▶ TASK REQUIREMENTS: List each line holding the string "components".

▶ PROVIDED MATERIAL:
——
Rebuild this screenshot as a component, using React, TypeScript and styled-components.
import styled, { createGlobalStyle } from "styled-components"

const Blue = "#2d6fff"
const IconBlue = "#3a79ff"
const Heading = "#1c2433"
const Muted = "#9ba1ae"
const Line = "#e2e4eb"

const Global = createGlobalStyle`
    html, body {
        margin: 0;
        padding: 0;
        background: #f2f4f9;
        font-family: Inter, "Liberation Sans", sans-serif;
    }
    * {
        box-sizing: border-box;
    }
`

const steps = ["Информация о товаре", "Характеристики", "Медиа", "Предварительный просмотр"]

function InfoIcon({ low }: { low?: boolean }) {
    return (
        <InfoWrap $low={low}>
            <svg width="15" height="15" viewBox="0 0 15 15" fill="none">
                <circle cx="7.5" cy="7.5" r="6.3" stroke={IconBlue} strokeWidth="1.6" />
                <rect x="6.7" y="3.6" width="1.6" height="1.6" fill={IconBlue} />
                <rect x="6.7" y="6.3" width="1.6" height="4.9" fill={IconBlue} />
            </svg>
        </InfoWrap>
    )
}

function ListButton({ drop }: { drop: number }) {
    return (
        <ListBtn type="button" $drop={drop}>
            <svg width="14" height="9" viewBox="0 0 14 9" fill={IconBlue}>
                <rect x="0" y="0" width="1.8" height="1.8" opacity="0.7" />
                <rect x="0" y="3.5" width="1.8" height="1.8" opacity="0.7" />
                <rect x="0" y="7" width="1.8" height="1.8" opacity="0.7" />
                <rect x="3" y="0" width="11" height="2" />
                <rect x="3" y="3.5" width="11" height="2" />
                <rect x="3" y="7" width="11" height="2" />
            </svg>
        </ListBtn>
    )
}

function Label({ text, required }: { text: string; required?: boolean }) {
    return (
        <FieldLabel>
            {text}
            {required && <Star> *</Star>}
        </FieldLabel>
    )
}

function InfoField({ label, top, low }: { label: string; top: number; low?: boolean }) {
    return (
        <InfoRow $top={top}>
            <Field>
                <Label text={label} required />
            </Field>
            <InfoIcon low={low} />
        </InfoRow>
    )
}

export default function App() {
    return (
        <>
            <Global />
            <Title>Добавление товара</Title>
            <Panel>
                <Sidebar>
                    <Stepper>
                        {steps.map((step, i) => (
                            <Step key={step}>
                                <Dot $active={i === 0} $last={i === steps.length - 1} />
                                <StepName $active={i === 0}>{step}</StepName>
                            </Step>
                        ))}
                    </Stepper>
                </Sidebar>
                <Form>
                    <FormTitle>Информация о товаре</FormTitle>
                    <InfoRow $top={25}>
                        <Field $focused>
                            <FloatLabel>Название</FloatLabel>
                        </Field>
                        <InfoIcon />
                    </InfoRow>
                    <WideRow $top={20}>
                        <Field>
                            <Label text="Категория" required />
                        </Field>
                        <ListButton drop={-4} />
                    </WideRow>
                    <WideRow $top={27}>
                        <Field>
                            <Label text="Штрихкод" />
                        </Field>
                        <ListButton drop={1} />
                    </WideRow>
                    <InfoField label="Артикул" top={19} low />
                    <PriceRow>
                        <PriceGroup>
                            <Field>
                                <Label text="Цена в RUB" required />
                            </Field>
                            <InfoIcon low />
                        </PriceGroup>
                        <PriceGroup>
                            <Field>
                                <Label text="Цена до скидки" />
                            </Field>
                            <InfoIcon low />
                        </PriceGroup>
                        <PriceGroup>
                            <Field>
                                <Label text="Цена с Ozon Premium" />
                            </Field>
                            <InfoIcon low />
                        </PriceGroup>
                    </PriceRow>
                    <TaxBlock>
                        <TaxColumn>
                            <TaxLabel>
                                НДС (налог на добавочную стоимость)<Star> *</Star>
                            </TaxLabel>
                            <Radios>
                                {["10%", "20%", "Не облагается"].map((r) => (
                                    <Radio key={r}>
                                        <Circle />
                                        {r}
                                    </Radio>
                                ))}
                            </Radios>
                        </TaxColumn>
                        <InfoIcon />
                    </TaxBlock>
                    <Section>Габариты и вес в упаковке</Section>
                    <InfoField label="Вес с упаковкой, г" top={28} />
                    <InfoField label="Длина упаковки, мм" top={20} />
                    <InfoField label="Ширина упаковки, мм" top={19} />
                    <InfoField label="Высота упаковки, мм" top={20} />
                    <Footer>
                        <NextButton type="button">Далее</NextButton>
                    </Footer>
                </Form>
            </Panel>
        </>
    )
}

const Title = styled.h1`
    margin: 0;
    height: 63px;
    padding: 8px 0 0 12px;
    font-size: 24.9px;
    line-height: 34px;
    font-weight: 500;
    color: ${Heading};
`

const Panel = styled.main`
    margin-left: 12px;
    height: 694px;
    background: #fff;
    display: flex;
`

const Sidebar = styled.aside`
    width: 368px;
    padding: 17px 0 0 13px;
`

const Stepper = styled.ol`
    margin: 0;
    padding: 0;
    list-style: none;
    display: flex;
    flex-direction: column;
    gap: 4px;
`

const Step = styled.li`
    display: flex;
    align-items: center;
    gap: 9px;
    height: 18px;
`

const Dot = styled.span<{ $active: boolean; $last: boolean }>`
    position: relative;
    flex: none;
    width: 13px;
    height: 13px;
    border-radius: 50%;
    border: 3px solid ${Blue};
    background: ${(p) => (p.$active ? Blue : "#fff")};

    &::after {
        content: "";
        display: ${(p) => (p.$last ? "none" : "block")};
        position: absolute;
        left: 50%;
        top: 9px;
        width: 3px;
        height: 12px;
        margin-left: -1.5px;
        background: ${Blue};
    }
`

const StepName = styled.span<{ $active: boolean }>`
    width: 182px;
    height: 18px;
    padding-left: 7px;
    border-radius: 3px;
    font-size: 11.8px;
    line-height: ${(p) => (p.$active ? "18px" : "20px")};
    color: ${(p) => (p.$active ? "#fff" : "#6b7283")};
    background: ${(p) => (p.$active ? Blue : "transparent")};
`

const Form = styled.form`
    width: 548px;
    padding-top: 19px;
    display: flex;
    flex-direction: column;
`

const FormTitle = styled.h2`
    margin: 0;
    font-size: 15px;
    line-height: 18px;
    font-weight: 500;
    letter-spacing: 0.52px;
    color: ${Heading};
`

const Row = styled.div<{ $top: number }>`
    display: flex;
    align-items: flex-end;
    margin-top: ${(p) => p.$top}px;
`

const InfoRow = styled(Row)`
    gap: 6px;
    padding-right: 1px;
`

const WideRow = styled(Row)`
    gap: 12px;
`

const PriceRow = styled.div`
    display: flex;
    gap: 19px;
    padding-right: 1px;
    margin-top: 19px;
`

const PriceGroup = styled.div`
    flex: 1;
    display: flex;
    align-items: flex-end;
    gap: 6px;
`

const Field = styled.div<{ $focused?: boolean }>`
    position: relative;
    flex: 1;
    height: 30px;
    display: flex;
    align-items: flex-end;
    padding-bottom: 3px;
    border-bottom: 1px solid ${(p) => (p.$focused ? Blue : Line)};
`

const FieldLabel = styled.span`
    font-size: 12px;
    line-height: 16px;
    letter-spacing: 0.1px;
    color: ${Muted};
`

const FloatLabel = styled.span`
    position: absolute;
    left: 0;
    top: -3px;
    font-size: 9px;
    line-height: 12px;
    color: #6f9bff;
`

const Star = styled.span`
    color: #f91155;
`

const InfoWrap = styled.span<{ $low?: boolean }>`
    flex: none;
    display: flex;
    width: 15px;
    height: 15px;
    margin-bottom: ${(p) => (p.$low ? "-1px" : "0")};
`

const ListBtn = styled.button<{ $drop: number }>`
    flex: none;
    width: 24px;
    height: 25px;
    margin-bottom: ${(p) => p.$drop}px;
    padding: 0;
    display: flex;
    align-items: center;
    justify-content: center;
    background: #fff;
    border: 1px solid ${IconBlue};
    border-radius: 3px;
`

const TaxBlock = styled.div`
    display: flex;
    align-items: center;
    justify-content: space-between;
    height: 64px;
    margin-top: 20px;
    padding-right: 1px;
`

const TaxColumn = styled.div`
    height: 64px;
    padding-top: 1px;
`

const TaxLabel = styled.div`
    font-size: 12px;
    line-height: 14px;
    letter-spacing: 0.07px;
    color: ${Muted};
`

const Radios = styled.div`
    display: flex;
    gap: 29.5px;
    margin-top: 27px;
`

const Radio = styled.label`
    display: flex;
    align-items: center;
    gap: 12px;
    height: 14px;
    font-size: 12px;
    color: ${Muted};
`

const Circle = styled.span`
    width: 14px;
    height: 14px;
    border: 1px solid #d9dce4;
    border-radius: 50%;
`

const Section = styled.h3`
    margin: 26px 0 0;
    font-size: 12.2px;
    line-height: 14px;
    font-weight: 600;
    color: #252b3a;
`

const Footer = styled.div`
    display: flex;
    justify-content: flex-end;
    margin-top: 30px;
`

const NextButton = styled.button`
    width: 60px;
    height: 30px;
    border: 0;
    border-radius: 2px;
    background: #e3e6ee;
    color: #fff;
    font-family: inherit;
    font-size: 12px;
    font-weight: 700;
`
——
▶ CORRECT RESULT:
Rebuild this screenshot as a component, using React, TypeScript and styled-components.
import styled, { createGlobalStyle } from "styled-components"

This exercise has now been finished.